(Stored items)
::::

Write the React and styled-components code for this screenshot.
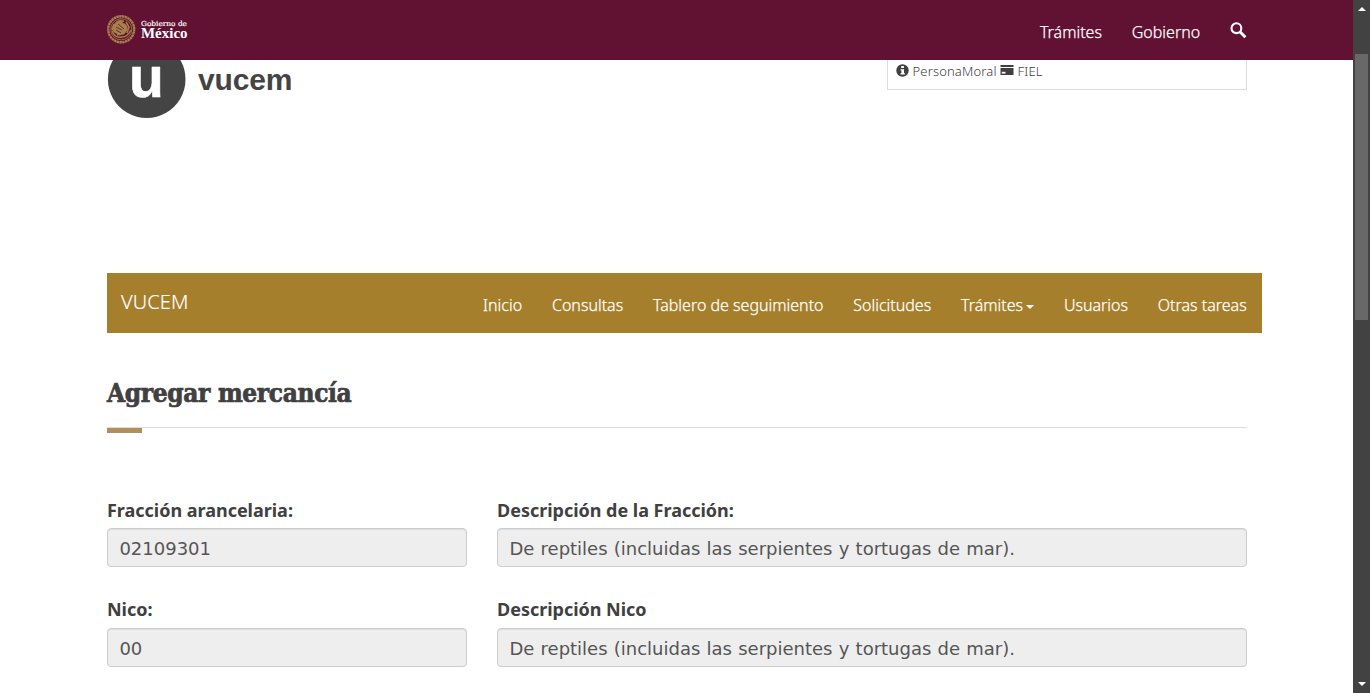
import React from "react";
import styled, { createGlobalStyle } from "styled-components";

const Global = createGlobalStyle`
  * { box-sizing: border-box; }
  html, body { margin: 0; padding: 0; overflow: hidden; background: #fff; }
  body { font-family: "Noto Sans", "Open Sans", sans-serif; color: #404041; }
`;

const Screen = styled.div`
  display: flex;
  width: 1370px;
  height: 693px;
  overflow: hidden;
`;
const Page = styled.div`
  flex: 1;
  min-width: 0;
`;
const TopBar = styled.header`
  height: 60px;
  padding: 0 106px 0 107px;
  background: #611232;
  display: flex;
  justify-content: space-between;
`;
const Crest = styled.svg`
  display: block;
  width: 90px;
  height: 60px;
`;
const TopLinks = styled.nav`
  display: flex;
  gap: 29.8px;
  height: 60px;
  padding-top: 3px;
  align-items: center;
`;
const Link = styled.a`
  display: flex;
  align-items: center;
  color: #fff;
  font-size: 16px;
  font-weight: 300;
  line-height: 24px;
  white-space: nowrap;
  -webkit-text-stroke: 0.25px #fff;
`;
const SearchIcon = styled.svg`
  width: 17px;
  height: 17px;
  margin-top: -2px;
`;
const Brand = styled.section`
  height: 213px;
  padding: 0 106px 0 107px;
  display: flex;
  justify-content: space-between;
  align-items: flex-start;
`;
const Logo = styled.svg`
  display: block;
  width: 200px;
  height: 60px;
  overflow: visible;
`;
const UserBox = styled.div`
  width: 360px;
  height: 30px;
  border: 1px solid #ddd;
  border-top: 0;
  padding: 2px 7.5px 0;
  display: flex;
  align-items: flex-start;
  font-size: 13px;
  line-height: 18px;
  font-weight: 300;
  letter-spacing: 0.15px;
`;
const UserIcon = styled.svg`
  width: ${(p) => p.$w}px;
  height: 13px;
  margin: 2px 4px 0 ${(p) => p.$left || 0}px;
`;
const NavBar = styled.nav`
  margin: 0 91px 0 107px;
  height: 60px;
  padding: 0 15.3px 0 14px;
  background: #a57f2c;
  display: flex;
  justify-content: space-between;
`;
const NavBrand = styled.span`
  color: #fff;
  font-size: 20px;
  font-weight: 300;
  line-height: 58px;
  letter-spacing: 0.1px;
  -webkit-text-stroke: 0.15px #fff;
`;
const NavLinks = styled.div`
  display: flex;
  gap: 29.8px;
  align-items: center;
  padding-top: 3px;
`;
const Caret = styled.i`
  margin: 5px 0 0 3px;
  border: 4px solid transparent;
  border-top-color: #fff;
  border-bottom: 0;
`;
const Main = styled.main`
  padding: 38px 106px 0 107px;
`;
const Title = styled.h1`
  margin: 0;
  height: 57px;
  border-bottom: 1px solid #ddd;
  font: bold 26px/44px "DejaVu Serif Condensed", "DejaVu Serif", serif;
  font-stretch: condensed;
  letter-spacing: -0.35px;
  white-space: nowrap;
  -webkit-text-stroke: 0.7px #404041;
`;
const Accent = styled.div`
  width: 35px;
  height: 5px;
  background: #b38e5d;
`;
const FormRow = styled.div`
  display: grid;
  grid-template-columns: 360px 750px;
  column-gap: 30px;
  margin-top: ${(p) => p.$top}px;
`;
const Field = styled.label`
  display: flex;
  flex-direction: column;
`;
const Label = styled.span`
  font-size: 18px;
  font-weight: 700;
  line-height: 25px;
  letter-spacing: -0.02px;
  height: ${(p) => p.$h}px;
`;
const Input = styled.input`
  width: 100%;
  height: 39px;
  padding: 2px 12px 0 11.4px;
  border: 1px solid #ccc;
  border-radius: 4px;
  background: #eee;
  box-shadow: inset 0 1px 1px rgba(0, 0, 0, 0.075);
  color: #555;
  font: 18px "DejaVu Sans", sans-serif;
  word-spacing: 0.5px;
`;
const ScrollBar = styled.aside`
  width: 17px;
  height: 693px;
  background: #424242;
  display: flex;
  flex-direction: column;
  align-items: center;
  justify-content: space-between;
  padding: 7px 2px;
`;
const Thumb = styled.div`
  width: 13px;
  height: 266px;
  margin: 43px 0 auto;
  background: #686868;
`;
const Arrow = styled.svg`
  width: 8px;
  height: 4px;
`;

const serif = '"DejaVu Serif Condensed", "DejaVu Serif", serif';

function GovernmentLogo() {
  return (
    <Crest viewBox="0 0 90 60">
      <g fill="none" stroke="#a7804b">
        <circle cx="14.2" cy="29.3" r="13" strokeWidth="2.4" strokeDasharray="2.4 .4" />
        <circle cx="14.2" cy="29.3" r="10.6" strokeWidth=".8" />
        <path d="M7 25c2-4 6-6 10-4l-3 2c4 0 7 3 6 7l-3 4-5 1-4-3-2-4z" fill="#a7804b" strokeWidth=".8" />
        <path d="M5 31c2 5 6 7 10 6 4 0 7-3 9-7M7 24l-2 5 4 4M19 22l3 5-2 6M10 35l7-3" strokeWidth="1.5" />
        <path d="M9 27l6 3m-4-6 6 5m-8 1 5 3" stroke="#611232" strokeWidth=".8" />
      </g>
      <text x="34" y="26.2" fill="#fff" fontFamily={serif} fontSize="7" textLength="46" lengthAdjust="spacingAndGlyphs" stroke="#fff" strokeWidth=".15">Gobierno de</text>
      <text x="34" y="37.8" fill="#fff" fontFamily="Liberation Serif, serif" fontSize="14.6" fontWeight="700" textLength="46.5" lengthAdjust="spacingAndGlyphs">México</text>
    </Crest>
  );
}

function VucemLogo() {
  return (
    <Logo viewBox="0 0 200 60">
      <path d="M6 0A38.8 38.8 0 1 0 73.4 0z" fill="#444" />
      <text x="22" y="37.2" fill="#fff" stroke="#fff" strokeWidth=".6" strokeLinejoin="round" fontFamily="Liberation Sans, sans-serif" fontWeight="700" fontSize="57">u</text>
      <text x="91" y="30" fill="#444" fontFamily="Liberation Sans, sans-serif" fontWeight="700" fontSize="30" textLength="94.5">vucem</text>
    </Logo>
  );
}

const fields = [
  { top: 65, h: 30, items: [["Fracción arancelaria:", "02109301"], ["Descripción de la Fracción:", "De reptiles (incluidas las serpientes y tortugas de mar)."]] },
  { top: 30, h: 31, items: [["Nico:", "00"], ["Descripción Nico", "De reptiles (incluidas las serpientes y tortugas de mar)."]] },
];

export default function App() {
  return (
    <Screen>
      <Global />
      <Page>
        <TopBar>
          <GovernmentLogo />
          <TopLinks>
            <Link>Trámites</Link>
            <Link>Gobierno</Link>
            <SearchIcon viewBox="0 0 17 17" fill="none" stroke="#fff">
              <circle cx="6.4" cy="6.2" r="4.9" strokeWidth="2.1" />
              <path d="M10.2 10l5.2 5.2" strokeWidth="3" />
            </SearchIcon>
          </TopLinks>
        </TopBar>
        <Brand>
          <VucemLogo />
          <UserBox>
            <UserIcon $w={13} viewBox="0 0 13 13">
              <circle cx="6.5" cy="6.5" r="6.2" fill="#404041" />
              <path d="M5.2 2h2.7v2H5.2zM4.6 5.2H8v4.1h.9v1.2H4.5V9.3h.9V6.4h-.8z" fill="#fff" />
            </UserIcon>
            PersonaMoral
            <UserIcon $w={14} $left={3} viewBox="0 0 14 13">
              <path d="M.5 1h13v2H.5zM.5 4h13v7H.5z" fill="#404041" />
              <path d="M1.8 7.8h3.7v1.8H1.8z" fill="#fff" />
            </UserIcon>
            FIEL
          </UserBox>
        </Brand>
        <NavBar>
          <NavBrand>VUCEM</NavBrand>
          <NavLinks>
            <Link>Inicio</Link>
            <Link>Consultas</Link>
            <Link>Tablero de seguimiento</Link>
            <Link>Solicitudes</Link>
            <Link>Trámites<Caret /></Link>
            <Link>Usuarios</Link>
            <Link>Otras tareas</Link>
          </NavLinks>
        </NavBar>
        <Main>
          <Title>Agregar mercancía</Title>
          <Accent />
          {fields.map((row) => (
            <FormRow key={row.top} $top={row.top}>
              {row.items.map(([label, value]) => (
                <Field key={label}>
                  <Label $h={row.h}>{label}</Label>
                  <Input readOnly value={value} />
                </Field>
              ))}
            </FormRow>
          ))}
        </Main>
      </Page>
      <ScrollBar>
        <Arrow viewBox="0 0 8 4"><path d="M0 4L4 0l4 4z" fill="#fff" /></Arrow>
        <Thumb />
        <Arrow viewBox="0 0 8 4"><path d="M0 0h8L4 4z" fill="#fff" /></Arrow>
      </ScrollBar>
    </Screen>
  );
}
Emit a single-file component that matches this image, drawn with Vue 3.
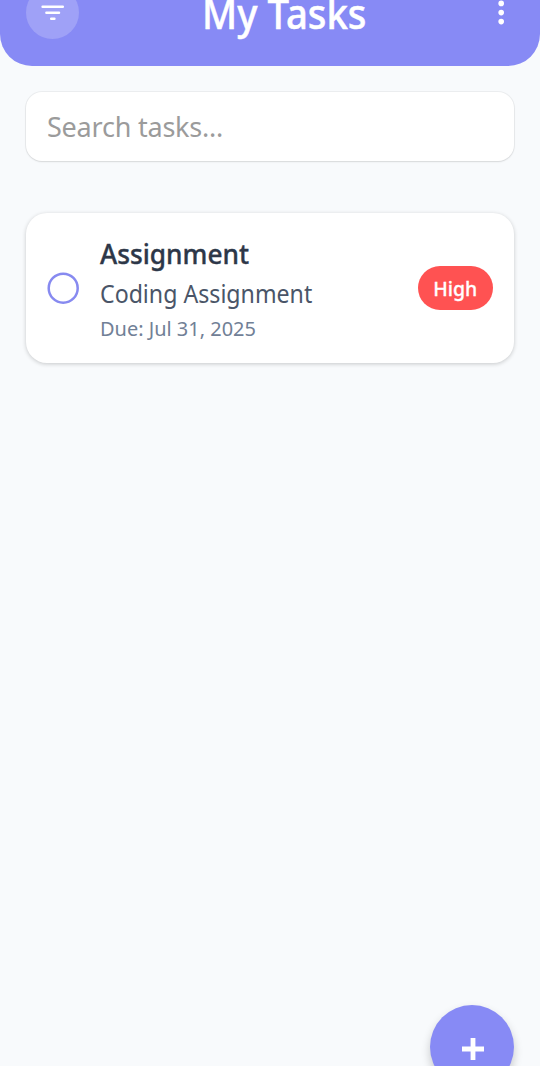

::::

#### What you will do:
Check each line of the listing above for the string "components", then report only how many lines have it.

#### The reply:
2